Each and every human being, a boy, a girl, a man, a woman, constitutes a unique existence endowed with the DNA helix inherited from their parents. As we grow up, through socialization and acculturation processes, each one of us develops a distinct personality and character internalizing a multitude of attitudes towards other persons, institutions and realities prevailing in the sub-culture and the main culture of our societies. Motivated by personal reasons such as curiosity or the pursuit of pleasure derived from adventure seeking, or drawn into and encouraged by peers, an individual may start using narcotic or stimulant substances or may engage in behaviours which can ultimately become ‘addictions’.

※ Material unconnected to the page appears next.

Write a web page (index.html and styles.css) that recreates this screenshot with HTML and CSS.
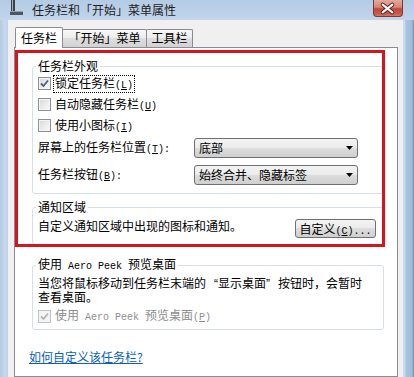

In many societies, not in the very distant past, such behaviours have been dismissed by a section of public opinion as problems characterizing certain types of individuals or members of certain sub-cultures. As such they are not deemed worthy of the attention and the intervention of Authorities, Charitable Institutions and Society in general despite the obvious and detrimental damaging psychological and physical effects to individuals and families. However, it should be noted that when the numbers of those using and abusing ‘addictive’ substances or engaging in ‘addictive’ behaviours swell in parallel swelling fashion with comorbidity characteristics such as the amounts of money involved and threat to physical and psychological health, societies are faced with what social scientists conventionally have defined as ‘social problems’ needing the intervention of State Authorities and Charitable Institutions.